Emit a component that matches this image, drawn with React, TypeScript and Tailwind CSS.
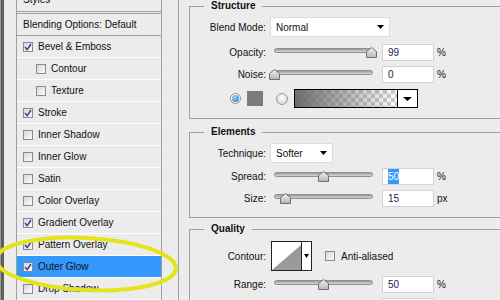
import React from 'react';

const Check = ({ checked }: { checked?: boolean }) => (
  <div className="flex h-[10px] w-[10px] shrink-0 items-center justify-center border border-[#8a8a8a] bg-gradient-to-br from-[#d8d8d8] to-[#fbfbfb]">
    {checked && (
      <svg width="8" height="8" viewBox="0 0 8 8">
        <path d="M1 4 L3.2 6.6 L7 1" fill="none" stroke="#2b3a92" strokeWidth="1.4" />
      </svg>
    )}
  </div>
);

const Arrow = ({ w = 7 }: { w?: number }) => (
  <svg width={w} height={4} viewBox={`0 0 ${w} 4`}>
    <polygon points={`0,0 ${w},0 ${w / 2},4`} fill="#000" />
  </svg>
);

const Slider = ({ pct }: { pct: number }) => (
  <div className="relative ml-[8px] h-[17px] w-[99px] shrink-0">
    <div className="mt-[4px] h-[5px] rounded-full border border-[#8f8f8f] bg-gradient-to-b from-[#9a9a9a] to-[#dadada]" />
    <svg className="absolute top-[3px]" style={{ left: pct * 0.98 - 5.5 }} width="11" height="11" viewBox="0 0 11 11">
      <defs>
        <linearGradient id="thumb" x1="0" y1="0" x2="0" y2="1">
          <stop offset="0" stopColor="#f4f4f4" />
          <stop offset="1" stopColor="#b4b4b4" />
        </linearGradient>
      </defs>
      <polygon points="0.5,4.5 5.5,0.5 10.5,4.5 10.5,10.5 0.5,10.5" fill="url(#thumb)" stroke="#6f6f6f" />
    </svg>
  </div>
);

const Field = ({ children }: { children: React.ReactNode }) => (
  <div className="ml-[9px] flex h-[17px] w-[52px] shrink-0 items-center border border-[#d2d2d2] bg-white pl-[5px] text-[#1a1f4a]">
    {children}
  </div>
);

const SliderRow = ({ label, pct, value, unit = '%', selected, className = '' }: { label: string; pct: number; value: string; unit?: string; selected?: boolean; className?: string }) => (
  <div className={`flex h-[17px] items-center ${className}`}>
    <div className="w-[76px] shrink-0 text-right">{label}</div>
    <Slider pct={pct} />
    <Field>{selected ? <span className="bg-[#3399ff] text-white">{value}</span> : value}</Field>
    <span className="ml-[3px]">{unit}</span>
  </div>
);

const Group = ({ title, className = '', children }: { title: string; className?: string; children: React.ReactNode }) => (
  <fieldset className={`w-[330px] shrink-0 border border-[#a0a0a0] pb-[10px] ${className}`}>
    <legend className="ml-[14px] px-[7px] text-[10px] font-bold leading-[12px]">{title}</legend>
    {children}
  </fieldset>
);

const styles = [
  { label: 'Bevel & Emboss', checked: true },
  { label: 'Contour', sub: true },
  { label: 'Texture', sub: true },
  { label: 'Stroke', checked: true },
  { label: 'Inner Shadow' },
  { label: 'Inner Glow' },
  { label: 'Satin' },
  { label: 'Color Overlay' },
  { label: 'Gradient Overlay', checked: true },
  { label: 'Pattern Overlay', checked: true },
  { label: 'Outer Glow', checked: true, active: true },
  { label: 'Drop Shadow' },
];

export default function App() {
  return (
    <div className="relative flex h-[300px] w-[500px] overflow-hidden bg-[#ececec] font-['Liberation_Sans',Arial,sans-serif] text-[10px] text-[#111]">
      <div className="w-[4px] shrink-0 border-l border-[#9a9a9a] bg-[#5c6259]" />
      <div className="w-[12px] shrink-0" />

      {/* Styles list */}
      <div className="w-[146px] shrink-0 border-x border-[#a0a0a0]">
        <div className="h-[12px] overflow-hidden border-b border-[#a0a0a0] pl-[6px]">
          <div className="-mt-[6px] leading-[12px]">Styles</div>
        </div>
        <div className="mt-[1px] flex h-[23px] items-center border-y border-[#a0a0a0] pl-[6px]">
          Blending Options: Default
        </div>
        {styles.map(s => (
          <div
            key={s.label}
            className={`flex h-[22px] items-center gap-[5px] border-b border-white ${s.sub ? 'pl-[19px]' : 'pl-[6px]'} ${s.active ? 'bg-[#3399ff]' : ''}`}
          >
            <Check checked={s.checked} />
            <span className="-mt-[1px]">{s.label}</span>
          </div>
        ))}
      </div>

      <div className="w-[16px] shrink-0" />

      {/* Settings */}
      <div className="flex flex-1 flex-col overflow-hidden border-l border-[#a0a0a0] pl-[10px]">
        <Group title="Structure">
          <div className="mt-[5px] flex h-[20px] items-center">
            <div className="w-[76px] shrink-0 text-right">Blend Mode:</div>
            <div className="ml-[4px] flex h-[20px] w-[120px] items-center justify-between border border-[#dcdcdc] bg-white pl-[5px] pr-[5px]">
              <span>Normal</span>
              <Arrow />
            </div>
          </div>
          <SliderRow className="mt-[7px]" label="Opacity:" pct={99} value="99" />
          <SliderRow className="mt-[5px]" label="Noise:" pct={0} value="0" />
          <div className="mt-[6px] flex h-[19px] items-center pl-[40px]">
            <div className="flex h-[11px] w-[11px] shrink-0 items-center justify-center rounded-full border border-[#8a8a8a] bg-white">
              <div className="h-[7px] w-[7px] rounded-full bg-[radial-gradient(circle_at_40%_35%,#9fd8ff,#1565b0)]" />
            </div>
            <div className="ml-[6px] h-[15px] w-[16px] shrink-0 bg-[#7b7b7b]" />
            <div className="ml-[13px] h-[12px] w-[12px] shrink-0 rounded-full border border-[#9a9a9a] bg-[radial-gradient(circle_at_50%_40%,#ffffff,#cdcdcd)]" />
            <div className="ml-[6px] flex h-[19px] w-[124px] shrink-0 border border-black bg-white">
              <svg width="102" height="17" viewBox="0 0 102 17">
                <defs>
                  <pattern id="chk" width="8" height="8" patternUnits="userSpaceOnUse">
                    <rect width="8" height="8" fill="#fff" />
                    <rect width="4" height="4" fill="#cccccc" />
                    <rect x="4" y="4" width="4" height="4" fill="#cccccc" />
                  </pattern>
                  <linearGradient id="fade" x1="0" y1="0" x2="1" y2="0">
                    <stop offset="0" stopColor="#6c6c6c" stopOpacity="1" />
                    <stop offset="1" stopColor="#6c6c6c" stopOpacity="0" />
                  </linearGradient>
                </defs>
                <rect width="102" height="17" fill="url(#chk)" />
                <rect width="102" height="17" fill="url(#fade)" />
              </svg>
              <div className="flex flex-1 items-center justify-center border-l border-black">
                <Arrow w={9} />
              </div>
            </div>
          </div>
        </Group>

        <Group title="Elements" className="mt-[7px]">
          <div className="mt-[5px] flex h-[20px] items-center">
            <div className="w-[76px] shrink-0 text-right">Technique:</div>
            <div className="ml-[4px] flex h-[20px] w-[63px] items-center justify-between border border-[#dcdcdc] bg-white pl-[5px] pr-[5px]">
              <span>Softer</span>
              <Arrow />
            </div>
          </div>
          <SliderRow className="mt-[5px]" label="Spread:" pct={50} value="50" selected />
          <SliderRow className="mt-[5px]" label="Size:" pct={12} value="15" unit="px" />
        </Group>

        <Group title="Quality" className="mt-[5px]">
          <div className="mt-[6px] flex h-[30px] items-center">
            <div className="w-[76px] shrink-0 text-right">Contour:</div>
            <div className="ml-[5px] flex h-[30px] w-[41px] shrink-0 border border-[#222] bg-white">
              <svg width="29" height="28" viewBox="0 0 29 28">
                <polygon points="0,28 29,3 29,28" fill="#9a9a9a" />
              </svg>
              <div className="flex flex-1 items-center justify-center border-l border-[#222]">
                <Arrow w={5} />
              </div>
            </div>
            <div className="ml-[13px]">
              <Check />
            </div>
            <span className="ml-[6px]">Anti-aliased</span>
          </div>
          <SliderRow className="mt-[5px]" label="Range:" pct={50} value="50" />
          <SliderRow className="mt-[5px]" label="Jitter:" pct={0} value="0" />
        </Group>
      </div>

      {/* annotation */}
      <svg className="pointer-events-none absolute left-0 top-0" width="500" height="300" viewBox="0 0 500 300">
        <ellipse cx="86" cy="264" rx="90" ry="26" transform="rotate(3 86 264)" fill="none" stroke="#e4e41c" strokeWidth="4" />
      </svg>
    </div>
  );
}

▬▬▬▬▬▬

### Instructions to follow
Identify each line holding the string "React", and copy it out.

### Exercise output
Emit a component that matches this image, drawn with React, TypeScript and Tailwind CSS.
import React from 'react';
const Field = ({ children }: { children: React.ReactNode }) => (
const Group = ({ title, className = '', children }: { title: string; className?: string; children: React.ReactNode }) => (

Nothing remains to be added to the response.